- [Exercise details]
Leave the pictures out and print every record below exactly as it stands.

- [Dataset]
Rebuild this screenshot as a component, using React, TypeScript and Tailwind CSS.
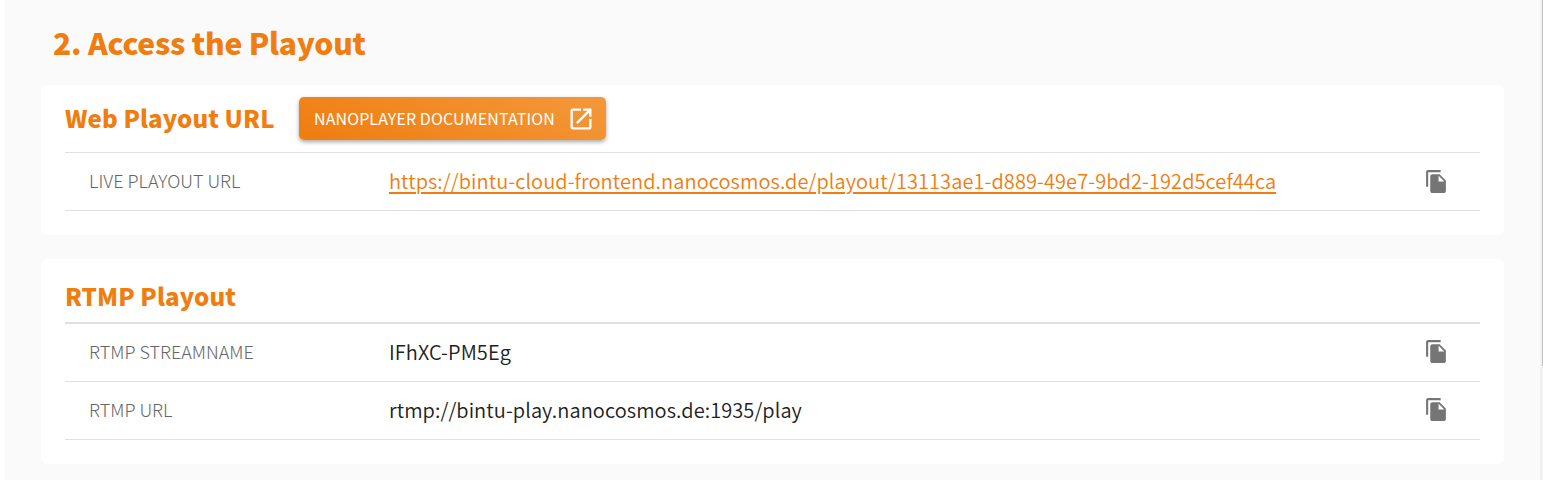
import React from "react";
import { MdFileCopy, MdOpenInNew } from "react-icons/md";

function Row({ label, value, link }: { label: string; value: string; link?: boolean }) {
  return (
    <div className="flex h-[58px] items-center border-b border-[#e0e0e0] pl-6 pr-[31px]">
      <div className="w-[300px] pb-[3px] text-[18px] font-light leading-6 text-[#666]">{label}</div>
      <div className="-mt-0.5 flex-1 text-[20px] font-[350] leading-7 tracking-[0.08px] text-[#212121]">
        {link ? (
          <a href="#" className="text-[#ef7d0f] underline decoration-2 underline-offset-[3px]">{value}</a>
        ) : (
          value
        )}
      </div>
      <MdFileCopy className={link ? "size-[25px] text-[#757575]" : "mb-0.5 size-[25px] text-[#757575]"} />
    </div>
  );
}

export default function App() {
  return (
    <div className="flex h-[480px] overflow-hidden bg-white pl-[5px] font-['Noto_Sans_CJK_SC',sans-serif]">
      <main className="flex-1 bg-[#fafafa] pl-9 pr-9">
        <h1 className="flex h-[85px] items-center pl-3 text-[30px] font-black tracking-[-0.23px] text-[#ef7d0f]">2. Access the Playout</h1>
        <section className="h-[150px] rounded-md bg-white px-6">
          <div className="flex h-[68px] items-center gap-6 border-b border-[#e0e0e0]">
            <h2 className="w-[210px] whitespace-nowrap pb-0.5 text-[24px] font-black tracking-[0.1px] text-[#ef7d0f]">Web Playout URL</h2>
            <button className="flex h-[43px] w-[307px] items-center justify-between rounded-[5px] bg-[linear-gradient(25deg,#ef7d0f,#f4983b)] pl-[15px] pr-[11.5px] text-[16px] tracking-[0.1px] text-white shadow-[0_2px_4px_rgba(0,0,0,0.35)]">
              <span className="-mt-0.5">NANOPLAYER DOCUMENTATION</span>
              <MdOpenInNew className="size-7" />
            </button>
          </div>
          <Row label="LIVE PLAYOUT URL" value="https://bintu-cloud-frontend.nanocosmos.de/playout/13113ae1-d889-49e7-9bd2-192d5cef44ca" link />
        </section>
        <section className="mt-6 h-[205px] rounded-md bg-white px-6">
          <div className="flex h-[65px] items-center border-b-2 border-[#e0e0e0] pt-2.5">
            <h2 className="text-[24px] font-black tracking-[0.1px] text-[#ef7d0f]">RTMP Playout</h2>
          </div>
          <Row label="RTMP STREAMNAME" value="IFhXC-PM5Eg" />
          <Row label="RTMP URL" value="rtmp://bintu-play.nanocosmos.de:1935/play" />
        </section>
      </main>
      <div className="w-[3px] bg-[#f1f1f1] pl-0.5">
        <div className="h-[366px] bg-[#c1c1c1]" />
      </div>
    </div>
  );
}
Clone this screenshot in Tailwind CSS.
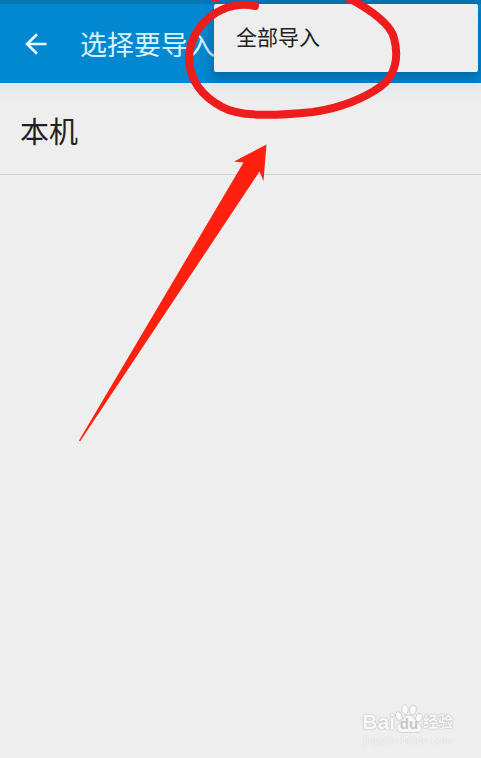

- [Task response]
Rebuild this screenshot as a component, using React, TypeScript and Tailwind CSS.
import React from "react";
import { MdFileCopy, MdOpenInNew } from "react-icons/md";

function Row({ label, value, link }: { label: string; value: string; link?: boolean }) {
  return (
    <div className="flex h-[58px] items-center border-b border-[#e0e0e0] pl-6 pr-[31px]">
      <div className="w-[300px] pb-[3px] text-[18px] font-light leading-6 text-[#666]">{label}</div>
      <div className="-mt-0.5 flex-1 text-[20px] font-[350] leading-7 tracking-[0.08px] text-[#212121]">
        {link ? (
          <a href="#" className="text-[#ef7d0f] underline decoration-2 underline-offset-[3px]">{value}</a>
        ) : (
          value
        )}
      </div>
      <MdFileCopy className={link ? "size-[25px] text-[#757575]" : "mb-0.5 size-[25px] text-[#757575]"} />
    </div>
  );
}

export default function App() {
  return (
    <div className="flex h-[480px] overflow-hidden bg-white pl-[5px] font-['Noto_Sans_CJK_SC',sans-serif]">
      <main className="flex-1 bg-[#fafafa] pl-9 pr-9">
        <h1 className="flex h-[85px] items-center pl-3 text-[30px] font-black tracking-[-0.23px] text-[#ef7d0f]">2. Access the Playout</h1>
        <section className="h-[150px] rounded-md bg-white px-6">
          <div className="flex h-[68px] items-center gap-6 border-b border-[#e0e0e0]">
            <h2 className="w-[210px] whitespace-nowrap pb-0.5 text-[24px] font-black tracking-[0.1px] text-[#ef7d0f]">Web Playout URL</h2>
            <button className="flex h-[43px] w-[307px] items-center justify-between rounded-[5px] bg-[linear-gradient(25deg,#ef7d0f,#f4983b)] pl-[15px] pr-[11.5px] text-[16px] tracking-[0.1px] text-white shadow-[0_2px_4px_rgba(0,0,0,0.35)]">
              <span className="-mt-0.5">NANOPLAYER DOCUMENTATION</span>
              <MdOpenInNew className="size-7" />
            </button>
          </div>
          <Row label="LIVE PLAYOUT URL" value="https://bintu-cloud-frontend.nanocosmos.de/playout/13113ae1-d889-49e7-9bd2-192d5cef44ca" link />
        </section>
        <section className="mt-6 h-[205px] rounded-md bg-white px-6">
          <div className="flex h-[65px] items-center border-b-2 border-[#e0e0e0] pt-2.5">
            <h2 className="text-[24px] font-black tracking-[0.1px] text-[#ef7d0f]">RTMP Playout</h2>
          </div>
          <Row label="RTMP STREAMNAME" value="IFhXC-PM5Eg" />
          <Row label="RTMP URL" value="rtmp://bintu-play.nanocosmos.de:1935/play" />
        </section>
      </main>
      <div className="w-[3px] bg-[#f1f1f1] pl-0.5">
        <div className="h-[366px] bg-[#c1c1c1]" />
      </div>
    </div>
  );
}
Clone this screenshot in Tailwind CSS.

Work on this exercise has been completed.